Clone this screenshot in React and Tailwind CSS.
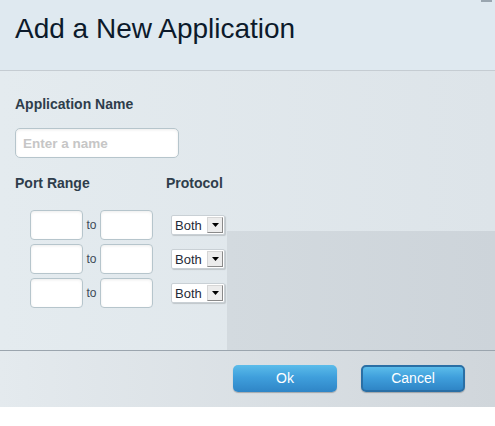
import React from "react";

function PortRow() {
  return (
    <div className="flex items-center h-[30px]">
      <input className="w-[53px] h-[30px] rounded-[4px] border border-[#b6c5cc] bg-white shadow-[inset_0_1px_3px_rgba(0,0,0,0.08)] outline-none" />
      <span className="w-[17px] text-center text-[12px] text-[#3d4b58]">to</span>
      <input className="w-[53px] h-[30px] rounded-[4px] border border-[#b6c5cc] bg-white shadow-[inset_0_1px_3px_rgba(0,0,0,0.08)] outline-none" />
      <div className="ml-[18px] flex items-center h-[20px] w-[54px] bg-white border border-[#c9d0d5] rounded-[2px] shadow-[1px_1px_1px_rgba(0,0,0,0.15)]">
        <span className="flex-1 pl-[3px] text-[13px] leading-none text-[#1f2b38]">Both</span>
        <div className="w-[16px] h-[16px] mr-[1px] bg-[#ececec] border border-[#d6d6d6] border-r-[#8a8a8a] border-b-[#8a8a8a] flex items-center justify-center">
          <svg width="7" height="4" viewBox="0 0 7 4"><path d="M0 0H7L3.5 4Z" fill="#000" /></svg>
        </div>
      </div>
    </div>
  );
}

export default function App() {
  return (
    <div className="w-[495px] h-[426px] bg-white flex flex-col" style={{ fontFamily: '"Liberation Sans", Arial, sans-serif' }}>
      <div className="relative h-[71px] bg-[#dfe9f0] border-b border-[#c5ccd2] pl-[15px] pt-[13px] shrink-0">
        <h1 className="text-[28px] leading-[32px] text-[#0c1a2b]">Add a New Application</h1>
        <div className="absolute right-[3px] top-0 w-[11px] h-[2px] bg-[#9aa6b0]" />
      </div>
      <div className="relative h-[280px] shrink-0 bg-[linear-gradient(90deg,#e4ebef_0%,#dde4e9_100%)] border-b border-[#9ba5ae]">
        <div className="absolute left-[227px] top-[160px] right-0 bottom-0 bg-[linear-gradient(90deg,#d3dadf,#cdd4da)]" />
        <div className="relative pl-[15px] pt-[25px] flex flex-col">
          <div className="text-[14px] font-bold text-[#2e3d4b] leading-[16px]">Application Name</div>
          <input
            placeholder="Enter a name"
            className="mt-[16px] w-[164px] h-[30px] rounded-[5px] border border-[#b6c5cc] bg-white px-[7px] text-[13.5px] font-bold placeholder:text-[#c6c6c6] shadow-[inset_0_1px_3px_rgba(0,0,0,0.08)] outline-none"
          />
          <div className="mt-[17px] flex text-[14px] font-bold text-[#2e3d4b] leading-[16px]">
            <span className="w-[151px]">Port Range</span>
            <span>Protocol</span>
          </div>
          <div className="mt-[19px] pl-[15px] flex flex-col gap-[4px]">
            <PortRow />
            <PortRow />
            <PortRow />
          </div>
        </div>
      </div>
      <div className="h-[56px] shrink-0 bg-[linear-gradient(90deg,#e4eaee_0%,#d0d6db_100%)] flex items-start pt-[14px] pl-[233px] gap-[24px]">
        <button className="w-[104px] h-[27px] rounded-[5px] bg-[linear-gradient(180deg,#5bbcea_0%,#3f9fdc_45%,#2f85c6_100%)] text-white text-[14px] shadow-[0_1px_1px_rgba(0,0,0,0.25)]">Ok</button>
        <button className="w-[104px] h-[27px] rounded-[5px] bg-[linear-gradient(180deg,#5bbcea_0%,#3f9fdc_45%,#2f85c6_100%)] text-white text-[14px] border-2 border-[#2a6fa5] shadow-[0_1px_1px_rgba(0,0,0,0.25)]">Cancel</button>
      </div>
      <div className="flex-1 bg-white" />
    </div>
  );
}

━━━━━━━━━━━━━━━━━━━━━━━━━━━━━━

## What is needed
Extract the full listing above verbatim; pictures are to be left out of the copy.

## Expected output
Clone this screenshot in React and Tailwind CSS.
import React from "react";

function PortRow() {
  return (
    <div className="flex items-center h-[30px]">
      <input className="w-[53px] h-[30px] rounded-[4px] border border-[#b6c5cc] bg-white shadow-[inset_0_1px_3px_rgba(0,0,0,0.08)] outline-none" />
      <span className="w-[17px] text-center text-[12px] text-[#3d4b58]">to</span>
      <input className="w-[53px] h-[30px] rounded-[4px] border border-[#b6c5cc] bg-white shadow-[inset_0_1px_3px_rgba(0,0,0,0.08)] outline-none" />
      <div className="ml-[18px] flex items-center h-[20px] w-[54px] bg-white border border-[#c9d0d5] rounded-[2px] shadow-[1px_1px_1px_rgba(0,0,0,0.15)]">
        <span className="flex-1 pl-[3px] text-[13px] leading-none text-[#1f2b38]">Both</span>
        <div className="w-[16px] h-[16px] mr-[1px] bg-[#ececec] border border-[#d6d6d6] border-r-[#8a8a8a] border-b-[#8a8a8a] flex items-center justify-center">
          <svg width="7" height="4" viewBox="0 0 7 4"><path d="M0 0H7L3.5 4Z" fill="#000" /></svg>
        </div>
      </div>
    </div>
  );
}

export default function App() {
  return (
    <div className="w-[495px] h-[426px] bg-white flex flex-col" style={{ fontFamily: '"Liberation Sans", Arial, sans-serif' }}>
      <div className="relative h-[71px] bg-[#dfe9f0] border-b border-[#c5ccd2] pl-[15px] pt-[13px] shrink-0">
        <h1 className="text-[28px] leading-[32px] text-[#0c1a2b]">Add a New Application</h1>
        <div className="absolute right-[3px] top-0 w-[11px] h-[2px] bg-[#9aa6b0]" />
      </div>
      <div className="relative h-[280px] shrink-0 bg-[linear-gradient(90deg,#e4ebef_0%,#dde4e9_100%)] border-b border-[#9ba5ae]">
        <div className="absolute left-[227px] top-[160px] right-0 bottom-0 bg-[linear-gradient(90deg,#d3dadf,#cdd4da)]" />
        <div className="relative pl-[15px] pt-[25px] flex flex-col">
          <div className="text-[14px] font-bold text-[#2e3d4b] leading-[16px]">Application Name</div>
          <input
            placeholder="Enter a name"
            className="mt-[16px] w-[164px] h-[30px] rounded-[5px] border border-[#b6c5cc] bg-white px-[7px] text-[13.5px] font-bold placeholder:text-[#c6c6c6] shadow-[inset_0_1px_3px_rgba(0,0,0,0.08)] outline-none"
          />
          <div className="mt-[17px] flex text-[14px] font-bold text-[#2e3d4b] leading-[16px]">
            <span className="w-[151px]">Port Range</span>
            <span>Protocol</span>
          </div>
          <div className="mt-[19px] pl-[15px] flex flex-col gap-[4px]">
            <PortRow />
            <PortRow />
            <PortRow />
          </div>
        </div>
      </div>
      <div className="h-[56px] shrink-0 bg-[linear-gradient(90deg,#e4eaee_0%,#d0d6db_100%)] flex items-start pt-[14px] pl-[233px] gap-[24px]">
        <button className="w-[104px] h-[27px] rounded-[5px] bg-[linear-gradient(180deg,#5bbcea_0%,#3f9fdc_45%,#2f85c6_100%)] text-white text-[14px] shadow-[0_1px_1px_rgba(0,0,0,0.25)]">Ok</button>
        <button className="w-[104px] h-[27px] rounded-[5px] bg-[linear-gradient(180deg,#5bbcea_0%,#3f9fdc_45%,#2f85c6_100%)] text-white text-[14px] border-2 border-[#2a6fa5] shadow-[0_1px_1px_rgba(0,0,0,0.25)]">Cancel</button>
      </div>
      <div className="flex-1 bg-white" />
    </div>
  );
}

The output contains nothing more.